[TASK TO CARRY OUT]:
Below is a listing to write out in full, exactly as given, without its pictures.
--- begin ---
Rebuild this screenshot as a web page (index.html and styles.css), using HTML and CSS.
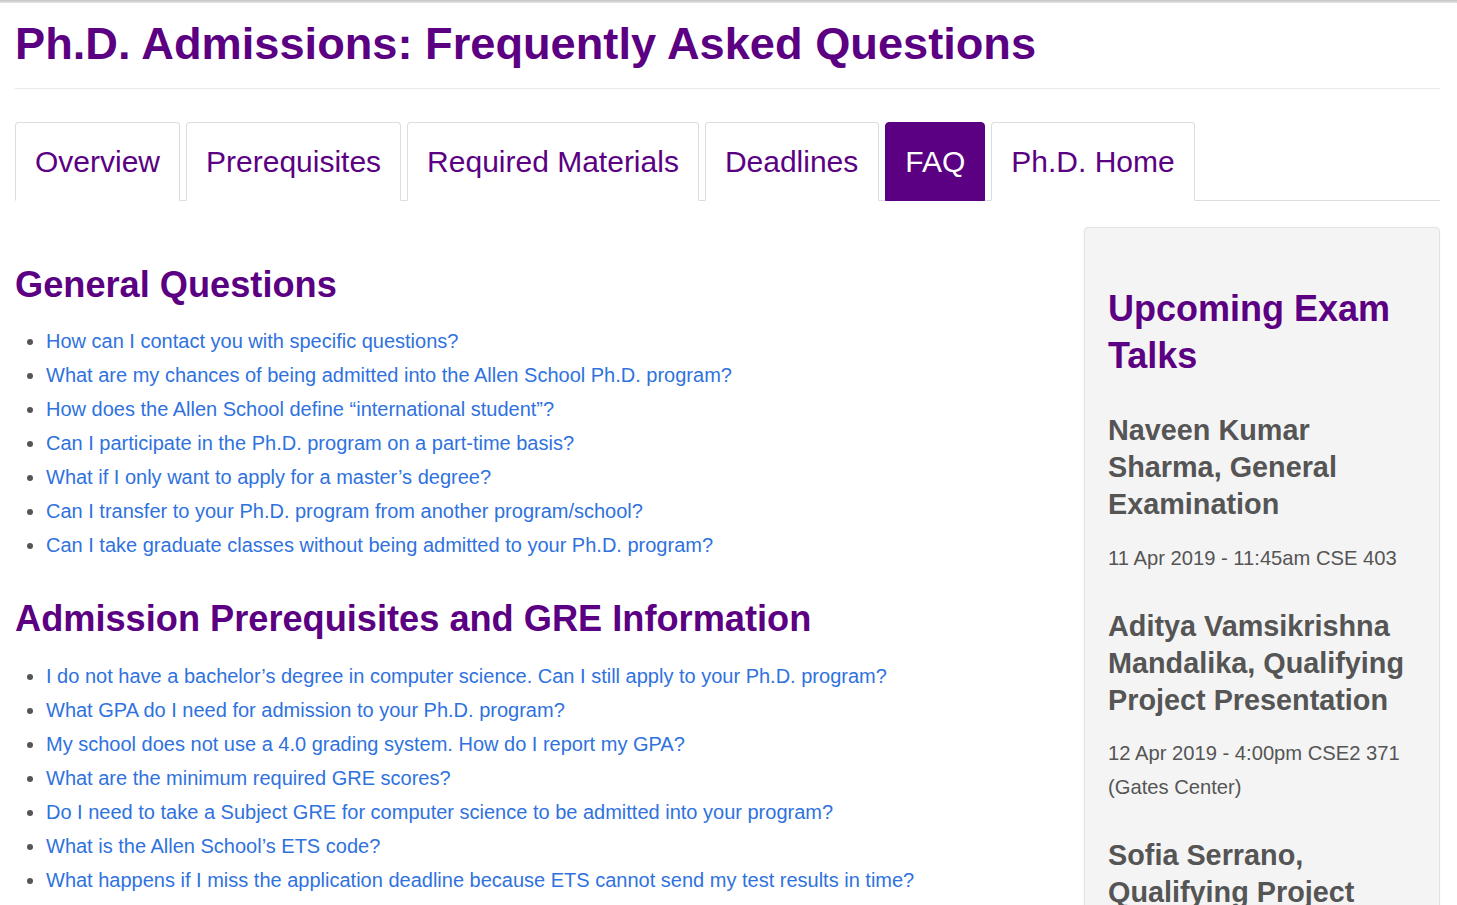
FILE: index.html
```html
<!DOCTYPE html>
<html lang="en">
<head>
<meta charset="utf-8">
<title>Ph.D. Admissions: Frequently Asked Questions</title>
<link rel="stylesheet" href="styles.css">
</head>
<body>
<div class="topbar"></div>
<div class="container">
  <h1 class="page-title">Ph.D. Admissions: Frequently Asked Questions</h1>
  <hr class="rule">
  <ul class="tabs">
    <li class="tab"><a href="#">Overview</a></li>
    <li class="tab"><a href="#">Prerequisites</a></li>
    <li class="tab"><a href="#">Required Materials</a></li>
    <li class="tab wide"><a href="#">Deadlines</a></li>
    <li class="tab active"><a href="#">FAQ</a></li>
    <li class="tab"><a href="#">Ph.D. Home</a></li>
  </ul>
  <div class="row">
    <main class="main">
      <h2 class="section-title">General Questions</h2>
      <ul class="faq">
        <li><a href="#">How can I contact you with specific questions?</a></li>
        <li><a href="#">What are my chances of being admitted into the Allen School Ph.D. program?</a></li>
        <li><a href="#">How does the Allen School define “international student”?</a></li>
        <li><a href="#">Can I participate in the Ph.D. program on a part-time basis?</a></li>
        <li><a href="#">What if I only want to apply for a master’s degree?</a></li>
        <li><a href="#">Can I transfer to your Ph.D. program from another program/school?</a></li>
        <li><a href="#">Can I take graduate classes without being admitted to your Ph.D. program?</a></li>
      </ul>
      <h2 class="section-title second">Admission Prerequisites and GRE Information</h2>
      <ul class="faq second">
        <li><a href="#">I do not have a bachelor’s degree in computer science. Can I still apply to your Ph.D. program?</a></li>
        <li><a href="#">What GPA do I need for admission to your Ph.D. program?</a></li>
        <li><a href="#">My school does not use a 4.0 grading system. How do I report my GPA?</a></li>
        <li><a href="#">What are the minimum required GRE scores?</a></li>
        <li><a href="#">Do I need to take a Subject GRE for computer science to be admitted into your program?</a></li>
        <li><a href="#">What is the Allen School’s ETS code?</a></li>
        <li><a href="#">What happens if I miss the application deadline because ETS cannot send my test results in time?</a></li>
        <li><a href="#">Do I need to submit TOEFL scores?</a></li>
      </ul>
    </main>
    <aside class="sidebar">
      <h2 class="side-title">Upcoming Exam Talks</h2>
      <div class="talk">
        <h3 class="talk-title">Naveen Kumar Sharma, General Examination</h3>
        <p class="talk-meta">11 Apr 2019 - 11:45am CSE 403</p>
      </div>
      <div class="talk">
        <h3 class="talk-title">Aditya Vamsikrishna Mandalika, Qualifying Project Presentation</h3>
        <p class="talk-meta">12 Apr 2019 - 4:00pm CSE2 371 (Gates Center)</p>
      </div>
      <div class="talk">
        <h3 class="talk-title">Sofia Serrano, Qualifying Project Presentation</h3>
        <p class="talk-meta">15 Apr 2019 - 10:30am CSE 303</p>
      </div>
    </aside>
  </div>
</div>
</body>
</html>
```
FILE: styles.css
```css
html, body {
  margin: 0;
  padding: 0;
  background: #ffffff;
}
body {
  font-family: "Liberation Sans", Arial, sans-serif;
  color: #555555;
}
.topbar {
  height: 3px;
  background: linear-gradient(#c4c4c4, #e6e6e6);
}
.container {
  padding: 0 17px 0 15px;
}
.page-title {
  margin: 15px 0 0 0;
  font-size: 45.2px;
  line-height: 51px;
  font-weight: bold;
  color: #5b0082;
}
.rule {
  margin: 19px 0 0 0;
  border: 0;
  border-top: 1px solid #e8e8ee;
  height: 0;
}
.tabs {
  list-style: none;
  margin: 33px 0 0 0;
  padding: 0;
  display: flex;
  gap: 6px;
  border-bottom: 1px solid #dddddd;
}
.tab {
  margin-bottom: -1px;
  border: 1px solid #dddddd;
  border-bottom-color: transparent;
  border-radius: 4px 4px 0 0;
  background: #ffffff;
}
.tab a {
  display: block;
  padding: 17px 19px 17px 19px;
  font-size: 30px;
  line-height: 43px;
  color: #5b0082;
  text-decoration: none;
}
.tab.wide a {
  padding-right: 20px;
}
.tab.active {
  background: #5b0082;
  border-color: #5b0082;
}
.tab.active a {
  color: #ffffff;
}
.row {
  display: grid;
  grid-template-columns: 1fr 356px;
  gap: 30px;
  margin-top: 26px;
  align-items: start;
}
.section-title {
  margin: 38px 0 0 0;
  font-size: 36.2px;
  line-height: 40px;
  font-weight: bold;
  color: #5b0082;
}
.section-title.second {
  margin-top: 37px;
}
.faq {
  margin: 19px 0 0 0;
  padding: 0 0 0 31px;
  font-size: 20px;
  line-height: 34px;
  color: #555555;
}
.faq.second {
  margin-top: 20px;
}
.faq a {
  color: #2f72de;
  text-decoration: none;
}
.sidebar {
  background: #f4f4f4;
  border: 1px solid #e2e2e2;
  border-radius: 4px;
  box-shadow: 0 1px 2px rgba(0, 0, 0, 0.05);
  padding: 57px 24px 30px 23px;
}
.side-title {
  margin: 0;
  font-size: 36px;
  line-height: 47px;
  font-weight: bold;
  color: #5b0082;
}
.talk {
  margin-top: 33px;
}
.talk + .talk {
  margin-top: 33px;
}
.talk-title {
  margin: 0;
  font-size: 28.8px;
  line-height: 37px;
  font-weight: bold;
  color: #555555;
}
.talk-meta {
  margin: 17.5px 0 0 0;
  font-size: 20.2px;
  line-height: 34px;
  color: #555555;
}
```
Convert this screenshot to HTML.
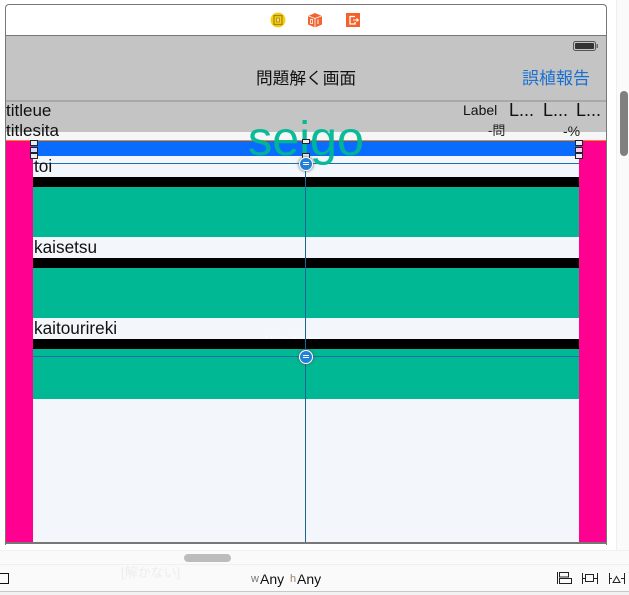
--- end ---
[SOLUTION FOR THIS EXERCISE]:
Rebuild this screenshot as a web page (index.html and styles.css), using HTML and CSS.
FILE: index.html
```html
<!DOCTYPE html>
<html lang="en">
<head>
<meta charset="utf-8">
<title>Ph.D. Admissions: Frequently Asked Questions</title>
<link rel="stylesheet" href="styles.css">
</head>
<body>
<div class="topbar"></div>
<div class="container">
  <h1 class="page-title">Ph.D. Admissions: Frequently Asked Questions</h1>
  <hr class="rule">
  <ul class="tabs">
    <li class="tab"><a href="#">Overview</a></li>
    <li class="tab"><a href="#">Prerequisites</a></li>
    <li class="tab"><a href="#">Required Materials</a></li>
    <li class="tab wide"><a href="#">Deadlines</a></li>
    <li class="tab active"><a href="#">FAQ</a></li>
    <li class="tab"><a href="#">Ph.D. Home</a></li>
  </ul>
  <div class="row">
    <main class="main">
      <h2 class="section-title">General Questions</h2>
      <ul class="faq">
        <li><a href="#">How can I contact you with specific questions?</a></li>
        <li><a href="#">What are my chances of being admitted into the Allen School Ph.D. program?</a></li>
        <li><a href="#">How does the Allen School define “international student”?</a></li>
        <li><a href="#">Can I participate in the Ph.D. program on a part-time basis?</a></li>
        <li><a href="#">What if I only want to apply for a master’s degree?</a></li>
        <li><a href="#">Can I transfer to your Ph.D. program from another program/school?</a></li>
        <li><a href="#">Can I take graduate classes without being admitted to your Ph.D. program?</a></li>
      </ul>
      <h2 class="section-title second">Admission Prerequisites and GRE Information</h2>
      <ul class="faq second">
        <li><a href="#">I do not have a bachelor’s degree in computer science. Can I still apply to your Ph.D. program?</a></li>
        <li><a href="#">What GPA do I need for admission to your Ph.D. program?</a></li>
        <li><a href="#">My school does not use a 4.0 grading system. How do I report my GPA?</a></li>
        <li><a href="#">What are the minimum required GRE scores?</a></li>
        <li><a href="#">Do I need to take a Subject GRE for computer science to be admitted into your program?</a></li>
        <li><a href="#">What is the Allen School’s ETS code?</a></li>
        <li><a href="#">What happens if I miss the application deadline because ETS cannot send my test results in time?</a></li>
        <li><a href="#">Do I need to submit TOEFL scores?</a></li>
      </ul>
    </main>
    <aside class="sidebar">
      <h2 class="side-title">Upcoming Exam Talks</h2>
      <div class="talk">
        <h3 class="talk-title">Naveen Kumar Sharma, General Examination</h3>
        <p class="talk-meta">11 Apr 2019 - 11:45am CSE 403</p>
      </div>
      <div class="talk">
        <h3 class="talk-title">Aditya Vamsikrishna Mandalika, Qualifying Project Presentation</h3>
        <p class="talk-meta">12 Apr 2019 - 4:00pm CSE2 371 (Gates Center)</p>
      </div>
      <div class="talk">
        <h3 class="talk-title">Sofia Serrano, Qualifying Project Presentation</h3>
        <p class="talk-meta">15 Apr 2019 - 10:30am CSE 303</p>
      </div>
    </aside>
  </div>
</div>
</body>
</html>
```
FILE: styles.css
```css
html, body {
  margin: 0;
  padding: 0;
  background: #ffffff;
}
body {
  font-family: "Liberation Sans", Arial, sans-serif;
  color: #555555;
}
.topbar {
  height: 3px;
  background: linear-gradient(#c4c4c4, #e6e6e6);
}
.container {
  padding: 0 17px 0 15px;
}
.page-title {
  margin: 15px 0 0 0;
  font-size: 45.2px;
  line-height: 51px;
  font-weight: bold;
  color: #5b0082;
}
.rule {
  margin: 19px 0 0 0;
  border: 0;
  border-top: 1px solid #e8e8ee;
  height: 0;
}
.tabs {
  list-style: none;
  margin: 33px 0 0 0;
  padding: 0;
  display: flex;
  gap: 6px;
  border-bottom: 1px solid #dddddd;
}
.tab {
  margin-bottom: -1px;
  border: 1px solid #dddddd;
  border-bottom-color: transparent;
  border-radius: 4px 4px 0 0;
  background: #ffffff;
}
.tab a {
  display: block;
  padding: 17px 19px 17px 19px;
  font-size: 30px;
  line-height: 43px;
  color: #5b0082;
  text-decoration: none;
}
.tab.wide a {
  padding-right: 20px;
}
.tab.active {
  background: #5b0082;
  border-color: #5b0082;
}
.tab.active a {
  color: #ffffff;
}
.row {
  display: grid;
  grid-template-columns: 1fr 356px;
  gap: 30px;
  margin-top: 26px;
  align-items: start;
}
.section-title {
  margin: 38px 0 0 0;
  font-size: 36.2px;
  line-height: 40px;
  font-weight: bold;
  color: #5b0082;
}
.section-title.second {
  margin-top: 37px;
}
.faq {
  margin: 19px 0 0 0;
  padding: 0 0 0 31px;
  font-size: 20px;
  line-height: 34px;
  color: #555555;
}
.faq.second {
  margin-top: 20px;
}
.faq a {
  color: #2f72de;
  text-decoration: none;
}
.sidebar {
  background: #f4f4f4;
  border: 1px solid #e2e2e2;
  border-radius: 4px;
  box-shadow: 0 1px 2px rgba(0, 0, 0, 0.05);
  padding: 57px 24px 30px 23px;
}
.side-title {
  margin: 0;
  font-size: 36px;
  line-height: 47px;
  font-weight: bold;
  color: #5b0082;
}
.talk {
  margin-top: 33px;
}
.talk + .talk {
  margin-top: 33px;
}
.talk-title {
  margin: 0;
  font-size: 28.8px;
  line-height: 37px;
  font-weight: bold;
  color: #555555;
}
.talk-meta {
  margin: 17.5px 0 0 0;
  font-size: 20.2px;
  line-height: 34px;
  color: #555555;
}
```
Convert this screenshot to HTML.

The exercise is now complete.